Laundry was done in a very cold outhouse with three wooden walls which did not reach the ground. This allowed the buckets of water to be used to scrub the floor and the water to flow out to the drain. Monday, washday was hard work for my mother. Water had to be hand pumped, heated, by lighting a fire under the copper, put into large tin baths, one of hot and one of cold water on an old wooden bench where she did all the washing. She then put it through a mangle which had 2 wooded rollers, turned by hand, to squeeze the water out before putting it on the line. Sheets, towels, overalls, clothes had to be washed by hand then rinsed in cold water and hung out. Also, white washing was put into a blue bath and all collars and tablecloths were starched. My father had to ensure that there were no animals in the paddock with the washing lines. When it was dry then the ironing was done on the kitchen table which was covered by several blankets topped with a sheet. Cast Iron flat irons were heated over the kitchen fire and the marathon ironing process started. Clothes were then put in an oven at the side of the grate to air or on a wooden clothes horse round the fire. We did not see the fire on a Monday evening.

The copper was also filled and a fire lit underneath to heat the water for bathing once a week on a Saturday night. Then the hot the water was carried to the kitchen where a tin bath was put in front of the fire. I bathed first as I was youngest, I was then sent to bed. My sister was next, then my mother and father.

For the first 8 years of my life we had no electricity. My mother cooked on a paraffin stove which had 3 burners and an oven. Our light was a single paraffin lamp in the middle of the kitchen table. To go to another room or to bed we carried small paraffin lamps or candles which were put out immediately I was in bed. Dad used to take paraffin hurricane lamps round the farm.
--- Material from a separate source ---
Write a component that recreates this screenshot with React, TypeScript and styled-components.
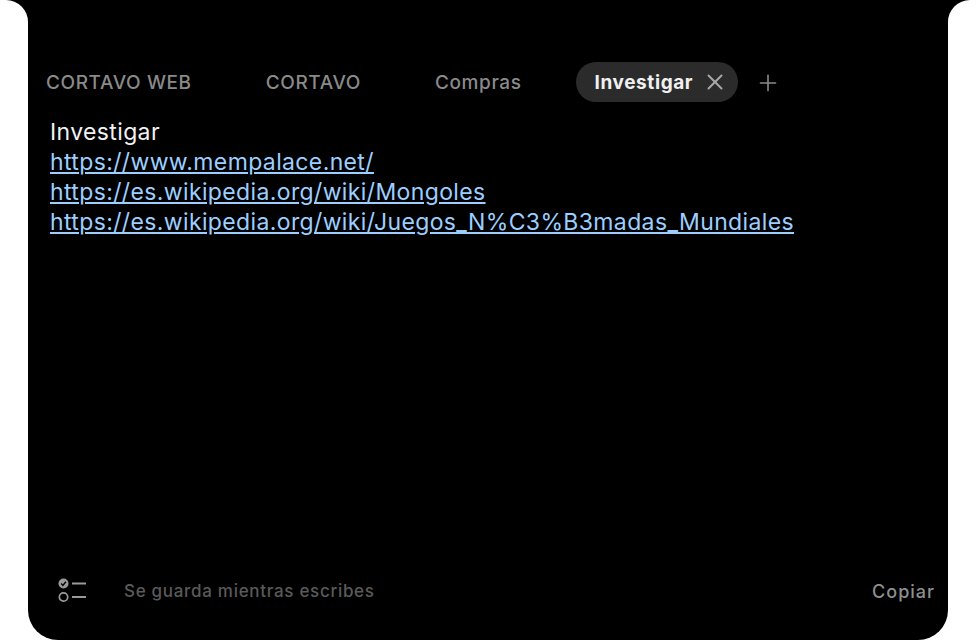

Our entertainment was a big radio on the kitchen cupboard. We could get the Light Programme (now Radio 2) and the Home Service (now Radio 4). Our parents chose the programme. The radio was powered by a large battery called an accumulator. This was swapped fortnightly by a man who came in a van, swopped and recharged the battery. We had our first television in 1961 when I was 17 – after I had left school. It was thought it would distract me from my homework! Three houses in the village had the first black and white TVs installed for the Coronation of Queen Elizabeth II in June 1953.
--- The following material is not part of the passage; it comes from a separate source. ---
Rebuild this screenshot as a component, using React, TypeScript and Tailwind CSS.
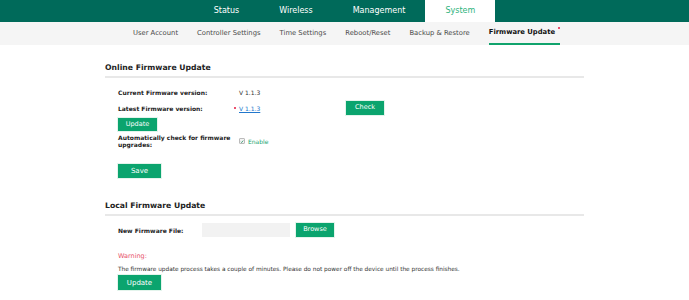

Electricity transformed our life. We had centre lights in every room, an electric cooker, kitchen water heater fitted on the wall over the sink, a washing machine which also heated the water and had an electrically powered ringer over it. Upstairs, the room was changed into a proper bathroom with a flush toilet, a plumbed in bath, a wash basin and large airing cupboard housing a tank and emersion heater!

On the wall of the kitchen, near the back door my father kept a 12 bore shot gun. I’ve always hated guns.

Church Farm – the farm

The farm was a 200 acre rented farm on the Elmore Court Estate. Half the land was behind the house and the other half behind the church, stretching to Velthouse Lane. My grandfather rented the farm from 1908 then my father took over when he married 1938. It was a mixed farm with about 15– 20 cows which were milked by hand until 1953 (when the electricity was installed).

I was born during the Second World War. At that time there were a lot of German prisoners of war held in Gloucester Gaol. They were brought out daily by bus to work on the farms. I do not remember them but I do remember the toy they made for me. They brought their own lunch and sat in an outhouse which we called the “Wood House”. In here my parents stored all the logs for the fire and my father stored all his tools and work bench. The two prisoners made me a wooden disc with a handle, like a table tennis bat, with pecking hens on it and they made a goose with wheels on and its wings flapped when pushed for my sister. I don’t know how these toys were coloured but somehow they coloured the wood without any paints. These toys were treasured as we had very few toys as most things were either rationed or just not available after the war.